ICIC’s list of 328 inner cities, which is rigorously defined by factors such as population, poverty rate, unemployment rate and household income, is well-represented in these budding workforce development discussions. One example is in Connecticut, where manufacturing is the third largest industry and produces $27 billion of annual revenue. Connecticut’s manufacturing industry has one of the oldest workforces in the country, and employers have started to look to young people in Hartford, New Haven, Waterbury, and Bridgeport as the future of the sector. In 2015, HartfordBusiness.com discussed why this plan was effective; inner cities have significantly younger populations than suburbs or rural areas, and manufacturing jobs offer a high living wage to workers, regardless of whether or not they have advanced degrees.
Jobs for the Future, a national nonprofit that focuses on building educational and economic opportunity for underserved populations, published research detailing the alignment of workforce development activities in Baltimore. They found a common framework among municipalities that have made progress in coordinating workforce development with the local economy: there is a high degree of coordination between government agencies and organizations responsible for economic and workforce development activities, the business community endorses and participates in that coordination, and coordination efforts involve a broad range of industries.
A perfect example of coordination between businesses and workforce development efforts in an inner city is ICIC’s past Inner City 100 winner Atomic Data. The Minneapolis-based IT solutions provider recently became a Platinum Mission Investor in Creating IT Futures, a nonprofit that helps populations under-represented in the information technology industry and individuals who are lacking in opportunity prepare for, secure and achieve success in IT careers. Atomic Data’s commitment is dedicated to supporting tech workforce development in Minnesota.
Founders Jim Wolford and Larry Patterson see human capital as a key driver of the company’s growth, and see reinvesting in their community as an opportunity to help grow their own workforce. Ranked #74 on the 2016 Inner City 100 list, the company generates over $20 million in revenue and boasts a five-year growth rate of 163%, a testament to their emphasis on nurturing current and potential employees. Since partnering with Creating IT Futures’ IT-Ready career program in 2013, Atomic Data has already hired nine program graduates to expand its workforce.
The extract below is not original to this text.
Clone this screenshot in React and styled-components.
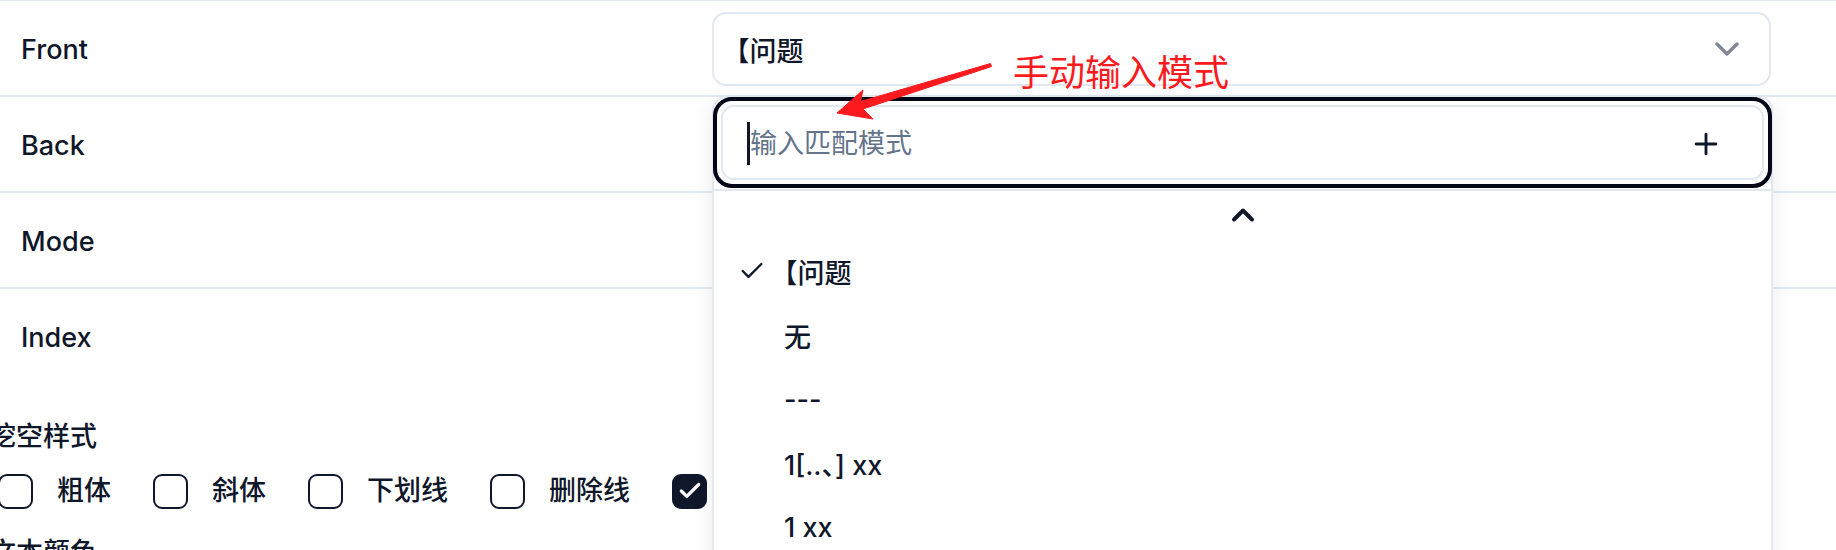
import React from 'react'
import styled, { createGlobalStyle } from 'styled-components'
import { ChevronDown, ChevronUp, Check, Plus } from 'lucide-react'

const GlobalStyle = createGlobalStyle`
  html, body {
    margin: 0;
    padding: 0;
    background: #ffffff;
  }
  body {
    font-family: Inter, "Noto Sans CJK SC", sans-serif;
    color: #0f172a;
  }
`

const fields = [
  { name: 'Front', value: '【问题' },
  { name: 'Back', value: '【答案' },
  { name: 'Mode', value: '挖空' },
  { name: 'Index', value: '无' },
]

const options = ['【问题', '无', '---', '1[..、] xx', '1 xx']

const clozeStyles = [
  { label: '粗体', checked: false },
  { label: '斜体', checked: false },
  { label: '下划线', checked: false },
  { label: '删除线', checked: false },
  { label: '高亮', checked: true },
]

// leading 【 is set half width, like the source font does
const renderText = (text) => {
  if (text.startsWith('【')) {
    return (
      <>
        <Bracket>【</Bracket>
        {text.slice(1)}
      </>
    )
  }
  return text
}

function App() {
  return (
    <Page>
      <GlobalStyle />
      <FieldTable>
        {fields.map((field) => (
          <FieldRow key={field.name}>
            <FieldLabel>{field.name}</FieldLabel>
            <SelectBox>
              <span>{renderText(field.value)}</span>
              <ChevronDown size={40} strokeWidth={2} />
            </SelectBox>
          </FieldRow>
        ))}
      </FieldTable>

      <StyleSection>
        <SectionTitle>挖空样式</SectionTitle>
        <CheckRow>
          {clozeStyles.map((item) => (
            <CheckItem key={item.label}>
              <CheckBox $checked={item.checked}>
                {item.checked && <Check size={26} strokeWidth={3} />}
              </CheckBox>
              <span>{item.label}</span>
            </CheckItem>
          ))}
        </CheckRow>
        <SectionTitle>文本颜色</SectionTitle>
      </StyleSection>

      <Popover>
        <SearchSection>
          <SearchRing>
            <SearchInput>
              <Caret />
              <input placeholder="输入匹配模式" />
              <AddButton>
                <Plus size={34} strokeWidth={2} />
              </AddButton>
            </SearchInput>
          </SearchRing>
        </SearchSection>
        <ScrollUp>
          <ChevronUp size={36} strokeWidth={2.6} />
        </ScrollUp>
        {options.map((opt, i) => (
          <Option key={opt}>
            <OptionCheck>{i === 0 && <Check size={34} strokeWidth={2} />}</OptionCheck>
            <span>{renderText(opt)}</span>
          </Option>
        ))}
      </Popover>

      <Note>手动输入模式</Note>
      <Arrow width="1836" height="550" viewBox="0 0 1836 550">
        <polygon
          points="837,113 873,119 863,109 991.5,66.5 990.5,63.5 860.5,101.5 863,90"
          fill="#fb1a1d"
          stroke="#fb1a1d"
          strokeWidth="1"
          strokeLinejoin="round"
        />
      </Arrow>
    </Page>
  )
}

const Page = styled.div`
  position: relative;
  width: 1836px;
  height: 550px;
  overflow: hidden;
  font-size: 27px;
`

const Bracket = styled.span`
  font-family: "Noto Sans CJK SC", sans-serif;
  font-feature-settings: "halt";
`

const FieldTable = styled.div`
  border-top: 1px solid #e2e8f0;
`

const FieldRow = styled.div`
  display: grid;
  grid-template-columns: 712px 1059px 1fr;
  align-items: center;
  height: 94px;
  border-bottom: 2px solid #e2e8f0;

  &:last-child {
    border-bottom: none;
  }
`

const FieldLabel = styled.div`
  padding: 3px 0 0 21px;
  font-weight: 500;
`

const SelectBox = styled.div`
  box-sizing: border-box;
  height: 74px;
  margin-top: 2px;
  display: flex;
  align-items: center;
  justify-content: space-between;
  padding: 0 22px 0 22px;
  border: 2px solid #e2e8f0;
  border-radius: 14px;
  font-weight: 500;

  svg {
    color: #6b7280;
    opacity: 0.85;
  }
`

const StyleSection = styled.div`
  margin: 36px 0 0 -11px;
`

const SectionTitle = styled.div`
  font-size: 27px;
  line-height: 36px;
  font-weight: 500;
`

const CheckRow = styled.div`
  display: flex;
  align-items: center;
  gap: 42px;
  margin: 18px 0 26px 9px;
`

const CheckItem = styled.label`
  display: flex;
  align-items: center;
  gap: 24px;
  font-weight: 500;
  line-height: 36px;
`

const CheckBox = styled.span`
  box-sizing: border-box;
  width: 35px;
  height: 35px;
  border: 2.5px solid #0f172a;
  border-radius: 9px;
  display: flex;
  align-items: center;
  justify-content: center;
  background: ${(p) => (p.$checked ? '#0f172a' : '#ffffff')};
  color: #ffffff;
`

const Popover = styled.div`
  position: absolute;
  top: 96px;
  left: 712px;
  width: 1061px;
  height: 520px;
  box-sizing: border-box;
  background: #ffffff;
  border: 2px solid #e2e8f0;
  border-radius: 14px;
  box-shadow: 0 6px 22px rgba(15, 23, 42, 0.08);
`

const SearchSection = styled.div`
  padding-bottom: 1px;
  border-bottom: 2px solid #e2e8f0;
`

const SearchRing = styled.div`
  margin: -1px -1px 0;
  padding: 4px;
  border: 4px solid #020617;
  border-radius: 19px;
  background: #ffffff;
`

const SearchInput = styled.div`
  box-sizing: border-box;
  height: 75px;
  display: flex;
  align-items: center;
  padding: 2px 0 0 24px;
  border: 2px solid #e2e8f0;
  border-radius: 13px;

  input {
    flex: 1;
    border: none;
    outline: none;
    padding: 0;
    font: inherit;
    font-size: 27px;
    color: #0f172a;
    background: transparent;
  }

  input::placeholder {
    color: #64748b;
  }
`

const Caret = styled.span`
  width: 3px;
  height: 43px;
  background: #0f172a;
`

const AddButton = styled.span`
  display: flex;
  align-items: center;
  justify-content: center;
  margin-right: 39px;
  color: #0f172a;
`

const ScrollUp = styled.div`
  height: 48px;
  display: flex;
  align-items: center;
  justify-content: center;
  color: #0f172a;
`

const Option = styled.div`
  height: 64px;
  display: flex;
  align-items: center;
  gap: 18px;
  padding-left: 24px;
  font-weight: 500;
`

const OptionCheck = styled.span`
  width: 28px;
  height: 34px;
  display: flex;
  align-items: center;
  justify-content: center;
  color: #0f172a;
`

const Note = styled.div`
  position: absolute;
  top: 52px;
  left: 1013px;
  font-family: "Noto Sans CJK SC", sans-serif;
  font-size: 36px;
  line-height: 36px;
  color: #fb1a1d;
`

const Arrow = styled.svg`
  position: absolute;
  top: 0;
  left: 0;
  pointer-events: none;
`

export default App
Investments made by companies such as Atomic Data demonstrate dedication to community building that is a hallmark of successful inner city economic revitalization. When training and resources are made available to the workforce, companies can experience growth that allows them to reinvest in themselves and local residents. As the country’s economy continues to evolve, businesses and government agencies alike can look for new ways to collaborate with the workforce as a means to strengthen it on both ends. After all, growing a local economy provides a conduit for employment, while employers themselves provide a conduit for enriching the lives of local residents.